━━━━━ Dataset entries ━━━━━
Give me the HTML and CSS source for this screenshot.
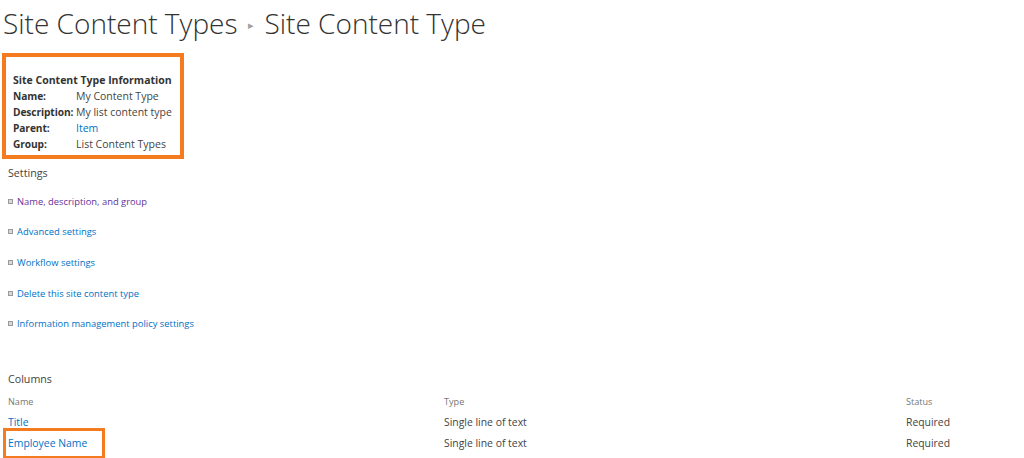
━━━━━
━━━━━ Dataset entries ━━━━━
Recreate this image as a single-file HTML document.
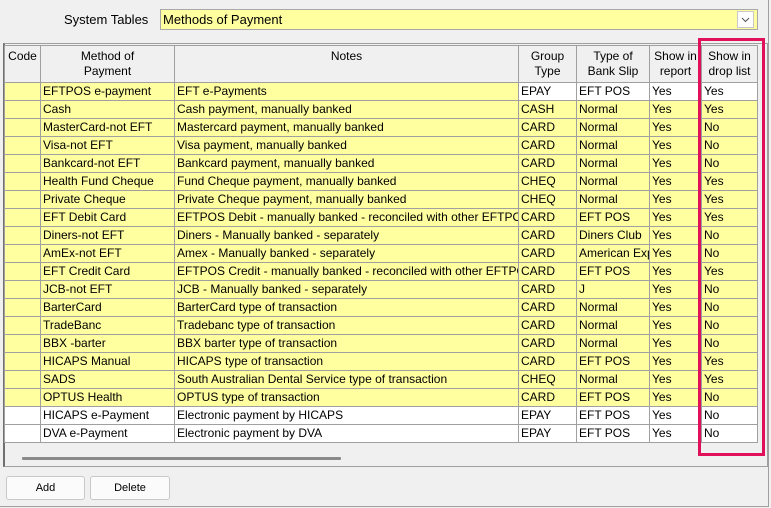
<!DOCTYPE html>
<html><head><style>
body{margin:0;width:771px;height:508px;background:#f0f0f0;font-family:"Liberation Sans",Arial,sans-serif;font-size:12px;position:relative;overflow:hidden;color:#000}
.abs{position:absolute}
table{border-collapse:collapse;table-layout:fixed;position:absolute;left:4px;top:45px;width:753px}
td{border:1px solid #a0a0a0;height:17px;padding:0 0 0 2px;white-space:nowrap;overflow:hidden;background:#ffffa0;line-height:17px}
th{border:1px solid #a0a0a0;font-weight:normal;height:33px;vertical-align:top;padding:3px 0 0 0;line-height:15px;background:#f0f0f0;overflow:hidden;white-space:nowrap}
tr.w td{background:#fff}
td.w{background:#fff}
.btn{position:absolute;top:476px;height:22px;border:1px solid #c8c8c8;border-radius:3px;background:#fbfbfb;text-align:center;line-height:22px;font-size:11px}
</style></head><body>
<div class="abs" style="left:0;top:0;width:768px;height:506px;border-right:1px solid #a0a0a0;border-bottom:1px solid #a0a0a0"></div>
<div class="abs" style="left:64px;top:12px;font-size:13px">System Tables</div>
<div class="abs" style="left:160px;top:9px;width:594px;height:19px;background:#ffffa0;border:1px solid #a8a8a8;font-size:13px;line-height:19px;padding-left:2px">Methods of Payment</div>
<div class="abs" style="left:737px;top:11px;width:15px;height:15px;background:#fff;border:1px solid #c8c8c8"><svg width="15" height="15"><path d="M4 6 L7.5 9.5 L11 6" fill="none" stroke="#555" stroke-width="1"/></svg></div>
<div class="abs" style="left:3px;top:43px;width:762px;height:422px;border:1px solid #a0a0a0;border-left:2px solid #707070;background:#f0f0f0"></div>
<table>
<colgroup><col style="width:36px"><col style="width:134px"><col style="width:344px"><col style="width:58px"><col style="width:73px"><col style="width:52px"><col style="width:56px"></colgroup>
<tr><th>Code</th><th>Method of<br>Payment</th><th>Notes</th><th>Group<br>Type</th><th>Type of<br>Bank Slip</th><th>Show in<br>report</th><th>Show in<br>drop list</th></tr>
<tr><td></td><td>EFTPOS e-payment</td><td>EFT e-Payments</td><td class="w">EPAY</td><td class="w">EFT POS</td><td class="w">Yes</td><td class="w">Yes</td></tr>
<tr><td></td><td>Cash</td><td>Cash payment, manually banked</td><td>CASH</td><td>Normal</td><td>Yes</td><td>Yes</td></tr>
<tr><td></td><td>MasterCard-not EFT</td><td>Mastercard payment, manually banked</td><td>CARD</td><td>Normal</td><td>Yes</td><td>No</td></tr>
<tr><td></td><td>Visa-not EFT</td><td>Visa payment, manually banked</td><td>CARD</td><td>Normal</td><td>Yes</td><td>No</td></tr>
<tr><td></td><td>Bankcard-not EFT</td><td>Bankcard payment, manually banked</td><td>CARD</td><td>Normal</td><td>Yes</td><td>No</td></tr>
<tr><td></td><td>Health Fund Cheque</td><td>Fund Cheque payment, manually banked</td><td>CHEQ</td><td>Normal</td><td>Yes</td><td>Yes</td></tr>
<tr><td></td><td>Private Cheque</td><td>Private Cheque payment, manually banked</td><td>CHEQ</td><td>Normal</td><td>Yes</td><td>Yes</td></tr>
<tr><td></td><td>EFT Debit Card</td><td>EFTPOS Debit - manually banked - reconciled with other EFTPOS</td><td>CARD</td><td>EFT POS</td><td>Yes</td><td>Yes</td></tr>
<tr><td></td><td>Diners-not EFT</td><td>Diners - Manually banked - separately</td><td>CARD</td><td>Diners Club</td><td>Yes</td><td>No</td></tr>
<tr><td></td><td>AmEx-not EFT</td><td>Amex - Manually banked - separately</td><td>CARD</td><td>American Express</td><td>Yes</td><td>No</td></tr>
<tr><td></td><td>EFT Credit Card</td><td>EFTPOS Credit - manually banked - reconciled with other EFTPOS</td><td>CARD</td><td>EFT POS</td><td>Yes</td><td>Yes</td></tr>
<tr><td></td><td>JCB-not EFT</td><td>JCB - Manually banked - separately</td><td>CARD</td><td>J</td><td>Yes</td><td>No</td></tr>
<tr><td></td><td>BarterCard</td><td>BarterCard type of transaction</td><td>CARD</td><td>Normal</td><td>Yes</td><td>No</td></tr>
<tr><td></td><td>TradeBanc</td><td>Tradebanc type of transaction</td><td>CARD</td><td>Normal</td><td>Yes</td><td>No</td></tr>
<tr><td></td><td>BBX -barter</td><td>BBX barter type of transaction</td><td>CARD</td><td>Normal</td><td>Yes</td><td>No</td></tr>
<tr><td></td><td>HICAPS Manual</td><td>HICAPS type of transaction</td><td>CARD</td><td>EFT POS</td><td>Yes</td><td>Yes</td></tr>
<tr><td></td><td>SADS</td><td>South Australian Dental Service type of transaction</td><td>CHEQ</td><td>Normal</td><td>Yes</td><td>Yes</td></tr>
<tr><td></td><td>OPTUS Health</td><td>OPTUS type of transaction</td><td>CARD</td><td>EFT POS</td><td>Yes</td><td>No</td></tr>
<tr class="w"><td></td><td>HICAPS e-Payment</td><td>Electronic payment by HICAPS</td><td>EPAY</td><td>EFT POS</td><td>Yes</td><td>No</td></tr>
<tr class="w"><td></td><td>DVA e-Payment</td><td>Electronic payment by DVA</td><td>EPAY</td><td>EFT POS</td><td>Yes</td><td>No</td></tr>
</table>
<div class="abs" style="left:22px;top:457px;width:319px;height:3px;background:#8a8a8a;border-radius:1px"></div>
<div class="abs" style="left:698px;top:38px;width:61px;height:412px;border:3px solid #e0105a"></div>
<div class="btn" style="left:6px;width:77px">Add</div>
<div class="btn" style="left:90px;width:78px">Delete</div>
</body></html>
━━━━━
━━━━━ Dataset entries ━━━━━
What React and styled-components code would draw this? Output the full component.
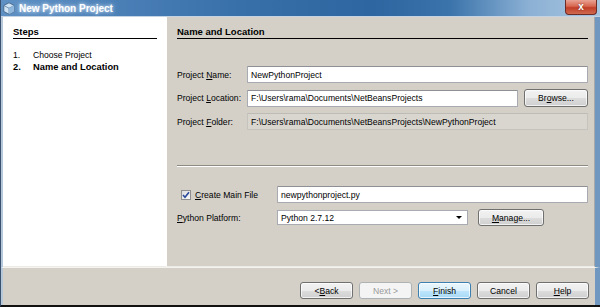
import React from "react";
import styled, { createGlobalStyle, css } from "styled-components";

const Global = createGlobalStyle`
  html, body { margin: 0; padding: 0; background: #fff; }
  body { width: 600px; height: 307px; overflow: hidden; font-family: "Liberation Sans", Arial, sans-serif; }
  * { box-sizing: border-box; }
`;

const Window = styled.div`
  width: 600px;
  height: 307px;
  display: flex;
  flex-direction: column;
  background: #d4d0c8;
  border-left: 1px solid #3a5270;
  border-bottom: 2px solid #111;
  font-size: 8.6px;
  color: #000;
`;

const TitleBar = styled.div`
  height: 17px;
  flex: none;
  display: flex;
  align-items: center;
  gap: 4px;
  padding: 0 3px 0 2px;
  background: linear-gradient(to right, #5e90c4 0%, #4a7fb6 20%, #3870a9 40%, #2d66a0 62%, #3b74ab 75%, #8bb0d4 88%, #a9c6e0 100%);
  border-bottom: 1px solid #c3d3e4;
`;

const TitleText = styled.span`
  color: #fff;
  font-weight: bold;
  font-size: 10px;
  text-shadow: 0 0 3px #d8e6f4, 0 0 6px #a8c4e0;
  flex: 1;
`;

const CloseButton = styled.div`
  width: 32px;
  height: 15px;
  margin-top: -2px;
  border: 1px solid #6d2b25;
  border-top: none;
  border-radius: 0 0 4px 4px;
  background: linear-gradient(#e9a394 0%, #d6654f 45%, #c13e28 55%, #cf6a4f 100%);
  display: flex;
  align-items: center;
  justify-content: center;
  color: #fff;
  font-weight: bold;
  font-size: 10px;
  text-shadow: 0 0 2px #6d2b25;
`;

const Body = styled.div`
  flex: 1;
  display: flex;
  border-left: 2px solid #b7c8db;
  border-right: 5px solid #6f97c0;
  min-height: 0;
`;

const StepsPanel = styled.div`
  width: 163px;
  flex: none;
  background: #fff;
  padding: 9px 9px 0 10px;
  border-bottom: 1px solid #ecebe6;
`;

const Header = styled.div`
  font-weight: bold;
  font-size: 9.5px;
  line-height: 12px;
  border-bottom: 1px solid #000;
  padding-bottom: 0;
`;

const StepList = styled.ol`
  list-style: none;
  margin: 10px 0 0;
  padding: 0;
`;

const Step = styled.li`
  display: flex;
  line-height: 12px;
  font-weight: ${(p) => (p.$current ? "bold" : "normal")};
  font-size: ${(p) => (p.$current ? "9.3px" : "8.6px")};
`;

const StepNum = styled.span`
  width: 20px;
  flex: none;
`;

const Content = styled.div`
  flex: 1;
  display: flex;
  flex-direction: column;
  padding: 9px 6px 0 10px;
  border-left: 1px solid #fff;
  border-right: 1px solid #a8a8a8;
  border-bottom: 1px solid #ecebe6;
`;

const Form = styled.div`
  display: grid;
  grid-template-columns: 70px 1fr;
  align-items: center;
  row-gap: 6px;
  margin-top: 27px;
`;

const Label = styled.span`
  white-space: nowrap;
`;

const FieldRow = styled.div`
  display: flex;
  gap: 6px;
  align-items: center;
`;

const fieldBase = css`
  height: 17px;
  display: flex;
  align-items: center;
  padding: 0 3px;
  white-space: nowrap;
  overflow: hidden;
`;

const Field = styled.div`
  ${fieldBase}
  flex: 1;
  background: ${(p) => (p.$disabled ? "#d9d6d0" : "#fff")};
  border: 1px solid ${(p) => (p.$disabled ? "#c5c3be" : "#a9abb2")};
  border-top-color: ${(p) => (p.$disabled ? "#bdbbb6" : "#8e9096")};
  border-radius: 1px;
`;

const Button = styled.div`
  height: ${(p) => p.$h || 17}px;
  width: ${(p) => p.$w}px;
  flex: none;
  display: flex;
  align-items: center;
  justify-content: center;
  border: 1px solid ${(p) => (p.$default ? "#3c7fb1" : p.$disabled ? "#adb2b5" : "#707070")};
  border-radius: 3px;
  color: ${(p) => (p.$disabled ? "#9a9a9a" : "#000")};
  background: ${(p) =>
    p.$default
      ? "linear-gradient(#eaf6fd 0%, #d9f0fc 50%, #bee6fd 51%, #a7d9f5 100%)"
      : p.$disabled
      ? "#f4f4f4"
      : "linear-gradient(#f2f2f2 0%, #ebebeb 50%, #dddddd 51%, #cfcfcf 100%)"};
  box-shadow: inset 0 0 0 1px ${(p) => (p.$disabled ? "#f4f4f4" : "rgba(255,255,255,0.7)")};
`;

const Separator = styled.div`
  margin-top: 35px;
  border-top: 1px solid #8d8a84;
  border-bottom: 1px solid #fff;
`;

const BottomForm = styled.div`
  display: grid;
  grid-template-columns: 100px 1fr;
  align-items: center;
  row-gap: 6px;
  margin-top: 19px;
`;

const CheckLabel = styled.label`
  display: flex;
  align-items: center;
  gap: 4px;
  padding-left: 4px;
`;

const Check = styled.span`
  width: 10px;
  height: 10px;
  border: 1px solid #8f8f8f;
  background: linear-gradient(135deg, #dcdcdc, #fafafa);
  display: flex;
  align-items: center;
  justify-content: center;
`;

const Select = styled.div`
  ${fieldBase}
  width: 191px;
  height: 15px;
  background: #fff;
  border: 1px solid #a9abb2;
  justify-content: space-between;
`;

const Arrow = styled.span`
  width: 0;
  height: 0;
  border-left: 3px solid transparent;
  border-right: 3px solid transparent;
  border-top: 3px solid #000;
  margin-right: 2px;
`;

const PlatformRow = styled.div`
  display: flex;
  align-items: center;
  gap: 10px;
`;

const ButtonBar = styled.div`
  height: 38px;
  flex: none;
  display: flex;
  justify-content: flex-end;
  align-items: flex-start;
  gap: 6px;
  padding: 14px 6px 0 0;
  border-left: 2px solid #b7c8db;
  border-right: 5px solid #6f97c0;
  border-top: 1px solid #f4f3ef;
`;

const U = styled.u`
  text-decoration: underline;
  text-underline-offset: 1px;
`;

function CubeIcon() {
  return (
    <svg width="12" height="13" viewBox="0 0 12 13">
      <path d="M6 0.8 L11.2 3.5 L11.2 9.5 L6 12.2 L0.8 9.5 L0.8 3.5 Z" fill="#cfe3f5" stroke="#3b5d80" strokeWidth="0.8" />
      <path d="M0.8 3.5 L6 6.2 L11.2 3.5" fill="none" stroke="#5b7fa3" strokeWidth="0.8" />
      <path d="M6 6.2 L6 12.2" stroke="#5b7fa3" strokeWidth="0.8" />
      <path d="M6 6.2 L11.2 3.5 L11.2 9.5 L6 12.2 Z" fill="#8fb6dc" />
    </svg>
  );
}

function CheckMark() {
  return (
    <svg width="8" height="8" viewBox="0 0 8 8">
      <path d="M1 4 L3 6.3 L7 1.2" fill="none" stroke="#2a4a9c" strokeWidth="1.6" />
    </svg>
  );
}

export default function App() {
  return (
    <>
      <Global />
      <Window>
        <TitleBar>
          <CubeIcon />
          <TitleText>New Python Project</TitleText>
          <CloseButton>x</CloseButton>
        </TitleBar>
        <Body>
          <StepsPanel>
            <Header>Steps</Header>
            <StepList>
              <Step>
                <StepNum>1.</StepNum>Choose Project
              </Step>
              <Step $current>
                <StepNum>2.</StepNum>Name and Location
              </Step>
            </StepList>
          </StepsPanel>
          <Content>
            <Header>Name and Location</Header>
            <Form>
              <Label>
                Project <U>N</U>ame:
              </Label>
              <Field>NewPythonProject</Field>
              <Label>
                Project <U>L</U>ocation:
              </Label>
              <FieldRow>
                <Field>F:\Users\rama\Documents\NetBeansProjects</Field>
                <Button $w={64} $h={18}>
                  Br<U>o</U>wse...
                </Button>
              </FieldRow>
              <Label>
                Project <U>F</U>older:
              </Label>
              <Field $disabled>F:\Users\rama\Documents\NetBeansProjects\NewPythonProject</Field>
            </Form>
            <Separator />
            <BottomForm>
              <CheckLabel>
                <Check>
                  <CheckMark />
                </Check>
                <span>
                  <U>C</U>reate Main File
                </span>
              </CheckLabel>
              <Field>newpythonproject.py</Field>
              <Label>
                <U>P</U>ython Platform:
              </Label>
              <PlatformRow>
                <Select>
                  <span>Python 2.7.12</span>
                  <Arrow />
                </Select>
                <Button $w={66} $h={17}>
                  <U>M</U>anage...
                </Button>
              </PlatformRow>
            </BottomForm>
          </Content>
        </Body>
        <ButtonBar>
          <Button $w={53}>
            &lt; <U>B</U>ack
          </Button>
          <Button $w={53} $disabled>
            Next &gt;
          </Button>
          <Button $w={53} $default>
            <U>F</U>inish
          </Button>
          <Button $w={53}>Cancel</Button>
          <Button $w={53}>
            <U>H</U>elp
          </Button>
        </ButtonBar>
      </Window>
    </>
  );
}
━━━━━
Task objective »
Give the count of lines in the listing above that include "React", with no other words.

Result of the task »
2